**SET TASK:**
Look for the string "components" in the lines and copy each line that has it.
○ ○ ○ ○ ○
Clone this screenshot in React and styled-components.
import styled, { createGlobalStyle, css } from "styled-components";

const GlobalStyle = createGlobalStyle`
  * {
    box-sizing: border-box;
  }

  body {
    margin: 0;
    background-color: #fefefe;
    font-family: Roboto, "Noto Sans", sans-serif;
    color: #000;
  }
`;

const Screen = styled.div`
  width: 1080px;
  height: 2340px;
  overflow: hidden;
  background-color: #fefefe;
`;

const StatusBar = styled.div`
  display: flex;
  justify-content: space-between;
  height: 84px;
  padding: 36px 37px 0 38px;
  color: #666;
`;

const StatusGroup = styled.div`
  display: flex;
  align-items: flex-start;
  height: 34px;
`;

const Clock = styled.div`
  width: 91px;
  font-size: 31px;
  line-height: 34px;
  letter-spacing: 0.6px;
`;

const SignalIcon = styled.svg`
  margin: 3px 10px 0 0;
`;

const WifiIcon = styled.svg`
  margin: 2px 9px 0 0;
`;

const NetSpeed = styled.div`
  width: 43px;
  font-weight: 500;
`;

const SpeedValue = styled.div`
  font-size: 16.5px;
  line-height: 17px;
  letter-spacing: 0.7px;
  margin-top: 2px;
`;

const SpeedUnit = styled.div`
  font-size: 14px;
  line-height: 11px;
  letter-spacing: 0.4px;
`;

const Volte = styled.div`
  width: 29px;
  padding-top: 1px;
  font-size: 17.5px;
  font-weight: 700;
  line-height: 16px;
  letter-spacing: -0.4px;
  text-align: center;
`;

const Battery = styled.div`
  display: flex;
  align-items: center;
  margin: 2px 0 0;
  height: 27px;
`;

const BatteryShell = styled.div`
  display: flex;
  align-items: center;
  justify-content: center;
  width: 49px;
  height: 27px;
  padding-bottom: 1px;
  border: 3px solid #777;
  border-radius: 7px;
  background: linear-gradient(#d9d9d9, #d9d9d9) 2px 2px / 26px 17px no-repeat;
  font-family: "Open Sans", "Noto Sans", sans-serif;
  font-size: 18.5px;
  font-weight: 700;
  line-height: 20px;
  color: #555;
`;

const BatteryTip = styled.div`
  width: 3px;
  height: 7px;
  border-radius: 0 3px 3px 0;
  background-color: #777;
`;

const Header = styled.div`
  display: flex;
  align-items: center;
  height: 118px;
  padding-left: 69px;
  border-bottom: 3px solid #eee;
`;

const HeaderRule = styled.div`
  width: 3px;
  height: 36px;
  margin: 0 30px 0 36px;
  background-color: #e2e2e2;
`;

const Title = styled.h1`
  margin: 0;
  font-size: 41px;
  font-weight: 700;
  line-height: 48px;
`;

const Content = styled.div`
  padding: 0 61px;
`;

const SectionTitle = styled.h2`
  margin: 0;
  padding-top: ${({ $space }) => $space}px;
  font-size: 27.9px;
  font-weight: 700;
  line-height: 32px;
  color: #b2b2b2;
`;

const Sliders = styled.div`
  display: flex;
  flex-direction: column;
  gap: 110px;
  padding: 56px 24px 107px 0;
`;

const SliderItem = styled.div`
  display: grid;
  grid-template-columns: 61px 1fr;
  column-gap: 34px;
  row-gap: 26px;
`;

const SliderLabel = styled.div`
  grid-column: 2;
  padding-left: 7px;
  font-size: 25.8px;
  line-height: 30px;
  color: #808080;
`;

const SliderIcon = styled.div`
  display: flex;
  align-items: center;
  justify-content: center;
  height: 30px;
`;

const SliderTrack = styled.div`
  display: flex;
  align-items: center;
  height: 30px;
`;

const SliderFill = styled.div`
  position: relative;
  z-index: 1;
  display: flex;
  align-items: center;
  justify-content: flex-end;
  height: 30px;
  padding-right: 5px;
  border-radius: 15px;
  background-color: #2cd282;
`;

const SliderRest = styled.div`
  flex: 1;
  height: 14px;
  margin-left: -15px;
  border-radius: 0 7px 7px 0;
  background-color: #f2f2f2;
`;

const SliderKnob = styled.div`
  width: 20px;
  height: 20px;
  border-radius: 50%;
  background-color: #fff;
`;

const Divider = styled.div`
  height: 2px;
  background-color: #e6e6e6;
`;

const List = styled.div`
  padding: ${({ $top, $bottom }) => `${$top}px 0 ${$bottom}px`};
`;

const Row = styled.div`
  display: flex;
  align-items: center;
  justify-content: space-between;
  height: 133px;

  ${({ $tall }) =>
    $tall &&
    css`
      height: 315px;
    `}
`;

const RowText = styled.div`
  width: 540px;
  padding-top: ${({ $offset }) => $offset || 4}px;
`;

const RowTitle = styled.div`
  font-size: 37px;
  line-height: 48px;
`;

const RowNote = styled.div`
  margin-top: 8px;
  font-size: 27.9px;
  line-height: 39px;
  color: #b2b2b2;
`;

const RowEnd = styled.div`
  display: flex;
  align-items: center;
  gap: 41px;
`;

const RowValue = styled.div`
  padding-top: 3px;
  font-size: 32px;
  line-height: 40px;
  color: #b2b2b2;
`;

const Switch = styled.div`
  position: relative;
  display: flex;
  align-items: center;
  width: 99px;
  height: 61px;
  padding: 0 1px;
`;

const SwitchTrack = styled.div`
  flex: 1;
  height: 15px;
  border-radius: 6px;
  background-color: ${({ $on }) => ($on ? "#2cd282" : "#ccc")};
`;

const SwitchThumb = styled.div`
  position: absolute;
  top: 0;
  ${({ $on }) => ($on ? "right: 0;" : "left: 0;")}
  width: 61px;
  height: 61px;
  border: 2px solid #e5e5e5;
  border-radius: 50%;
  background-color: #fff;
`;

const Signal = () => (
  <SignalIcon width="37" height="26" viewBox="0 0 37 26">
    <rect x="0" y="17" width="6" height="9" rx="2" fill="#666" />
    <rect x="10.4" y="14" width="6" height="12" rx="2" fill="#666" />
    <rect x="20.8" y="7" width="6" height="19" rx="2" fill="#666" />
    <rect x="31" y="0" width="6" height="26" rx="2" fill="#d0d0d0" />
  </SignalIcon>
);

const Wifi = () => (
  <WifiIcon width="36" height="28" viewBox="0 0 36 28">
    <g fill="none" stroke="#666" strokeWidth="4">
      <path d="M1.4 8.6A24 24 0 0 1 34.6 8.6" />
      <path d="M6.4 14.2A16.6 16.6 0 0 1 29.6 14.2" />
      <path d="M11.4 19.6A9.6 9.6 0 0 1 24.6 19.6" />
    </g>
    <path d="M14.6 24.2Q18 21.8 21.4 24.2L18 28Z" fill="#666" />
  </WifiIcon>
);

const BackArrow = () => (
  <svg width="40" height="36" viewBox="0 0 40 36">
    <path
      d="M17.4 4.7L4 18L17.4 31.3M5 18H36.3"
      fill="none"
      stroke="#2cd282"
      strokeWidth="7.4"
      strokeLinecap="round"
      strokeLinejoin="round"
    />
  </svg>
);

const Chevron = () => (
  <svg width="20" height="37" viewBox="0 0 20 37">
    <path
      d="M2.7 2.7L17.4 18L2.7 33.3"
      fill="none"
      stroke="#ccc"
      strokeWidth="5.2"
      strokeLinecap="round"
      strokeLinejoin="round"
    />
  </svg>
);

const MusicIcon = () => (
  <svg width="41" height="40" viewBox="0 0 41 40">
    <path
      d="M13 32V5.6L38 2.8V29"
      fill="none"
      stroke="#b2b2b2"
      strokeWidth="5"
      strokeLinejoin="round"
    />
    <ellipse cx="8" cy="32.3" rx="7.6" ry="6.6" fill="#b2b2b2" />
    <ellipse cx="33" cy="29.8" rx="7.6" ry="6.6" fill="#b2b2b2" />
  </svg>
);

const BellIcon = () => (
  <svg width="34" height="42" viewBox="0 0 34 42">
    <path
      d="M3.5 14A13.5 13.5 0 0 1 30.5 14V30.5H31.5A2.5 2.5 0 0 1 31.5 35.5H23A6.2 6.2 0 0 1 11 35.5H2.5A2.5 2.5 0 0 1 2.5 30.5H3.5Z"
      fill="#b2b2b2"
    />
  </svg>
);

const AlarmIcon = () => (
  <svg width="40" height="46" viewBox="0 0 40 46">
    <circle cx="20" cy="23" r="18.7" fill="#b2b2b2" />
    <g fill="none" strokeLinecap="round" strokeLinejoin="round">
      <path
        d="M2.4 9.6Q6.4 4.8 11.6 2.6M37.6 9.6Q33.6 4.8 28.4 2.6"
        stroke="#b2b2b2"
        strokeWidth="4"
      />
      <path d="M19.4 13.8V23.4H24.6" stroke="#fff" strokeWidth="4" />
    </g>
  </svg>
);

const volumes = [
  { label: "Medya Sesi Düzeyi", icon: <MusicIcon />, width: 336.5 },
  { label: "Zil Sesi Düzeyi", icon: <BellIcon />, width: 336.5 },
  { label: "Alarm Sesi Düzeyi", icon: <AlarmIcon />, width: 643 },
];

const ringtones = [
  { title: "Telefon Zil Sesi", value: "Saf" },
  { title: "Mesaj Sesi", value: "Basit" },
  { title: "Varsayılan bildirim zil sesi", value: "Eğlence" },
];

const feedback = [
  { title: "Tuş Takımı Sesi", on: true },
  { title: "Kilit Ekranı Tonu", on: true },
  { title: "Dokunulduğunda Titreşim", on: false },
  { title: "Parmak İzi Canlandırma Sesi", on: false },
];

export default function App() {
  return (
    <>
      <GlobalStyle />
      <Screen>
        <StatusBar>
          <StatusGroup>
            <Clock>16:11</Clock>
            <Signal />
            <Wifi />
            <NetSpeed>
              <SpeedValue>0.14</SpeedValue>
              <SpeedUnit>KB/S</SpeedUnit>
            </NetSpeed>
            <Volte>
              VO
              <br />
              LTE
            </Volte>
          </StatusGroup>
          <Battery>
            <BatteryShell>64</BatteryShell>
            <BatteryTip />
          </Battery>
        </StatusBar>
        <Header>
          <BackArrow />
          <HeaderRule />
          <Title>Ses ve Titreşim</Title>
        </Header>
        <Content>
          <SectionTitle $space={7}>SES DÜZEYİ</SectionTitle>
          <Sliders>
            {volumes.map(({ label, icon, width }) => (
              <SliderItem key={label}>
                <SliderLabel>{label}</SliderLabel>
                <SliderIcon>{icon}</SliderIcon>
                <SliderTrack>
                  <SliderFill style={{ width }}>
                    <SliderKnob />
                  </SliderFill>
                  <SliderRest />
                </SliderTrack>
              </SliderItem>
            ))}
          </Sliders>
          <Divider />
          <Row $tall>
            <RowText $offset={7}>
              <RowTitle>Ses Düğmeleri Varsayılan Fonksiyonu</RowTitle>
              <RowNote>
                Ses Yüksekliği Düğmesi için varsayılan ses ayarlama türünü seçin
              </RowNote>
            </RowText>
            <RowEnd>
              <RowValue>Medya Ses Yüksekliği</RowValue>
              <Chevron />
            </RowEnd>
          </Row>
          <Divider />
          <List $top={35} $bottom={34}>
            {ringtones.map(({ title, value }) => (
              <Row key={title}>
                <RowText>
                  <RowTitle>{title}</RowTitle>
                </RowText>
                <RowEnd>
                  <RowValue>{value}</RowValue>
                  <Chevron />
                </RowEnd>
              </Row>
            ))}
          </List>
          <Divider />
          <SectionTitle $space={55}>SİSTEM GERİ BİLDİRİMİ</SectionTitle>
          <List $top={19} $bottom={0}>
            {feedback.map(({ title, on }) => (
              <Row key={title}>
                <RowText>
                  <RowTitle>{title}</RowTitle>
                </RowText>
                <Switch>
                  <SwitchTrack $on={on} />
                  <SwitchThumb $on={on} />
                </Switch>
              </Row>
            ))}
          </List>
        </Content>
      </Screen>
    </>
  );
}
○ ○ ○ ○ ○
**OUTPUT BELOW:**
Clone this screenshot in React and styled-components.
import styled, { createGlobalStyle, css } from "styled-components";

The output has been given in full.